My question is, what is best practice?....... would you normally use multiple switches in the different areas of the building with them all running back to a single switch in the comms room, or would it be better to pull all the cables back from every data socket to the comms room and connect in there using multiple patch panels and switches. As I have a blank canvas with this building either method is easily achieved, but I am curious to know what best practice is.

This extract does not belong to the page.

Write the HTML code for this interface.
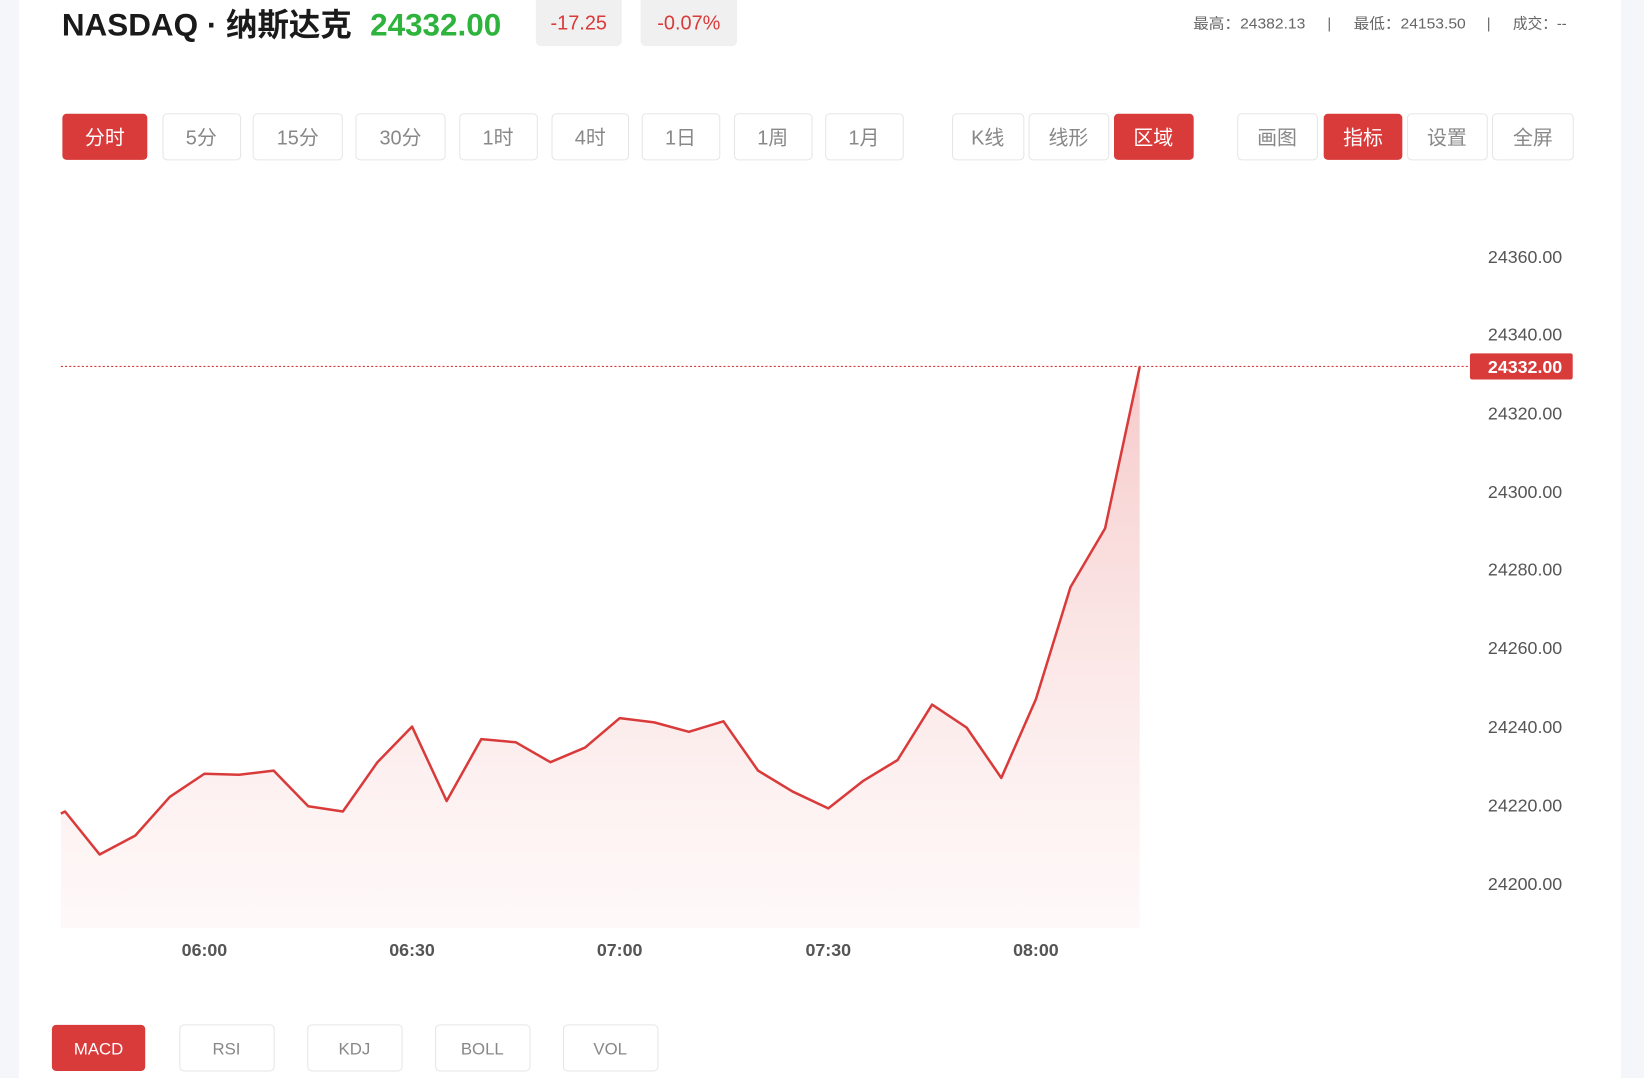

Thanks in advance for your advice.

Neil
 
If you can get somewhere central in the building that will act as your comms room and run all your outlets from there, if your max run is 75m it's hard to justify a second comms room, it's much easier to manage if all in the one place

Calum M
ACSS
 
For the long haul, if you can have a single cable with 2 end points (switch port and device), it will be much easier to troubleshoot. One customer I work with loves to just install 5 port switches everywhere rather than run cable. While it is a cheap solution in the beginning, it is a nightmare to troubleshoot when something goes wrong because this person has not documented where everything is. He now has this nightmare of a LAN to manage. I have seen one of the 5 port switches fail and bring down the entire LAN. It took him hours to figure out because he "forgot about that switch".

In your case, you would just need to troubleshoot the switch port, the port on the patch panel, the cable, the jack, or the endpoint which is much easier.

Labor wise it is generally just as easy to pull multiple cables as 1 and, compared to other device, cabling and hardware is fairly inexpensive.

Spend the time to run the cable. It will easily pay for itself down the road in reliability and management.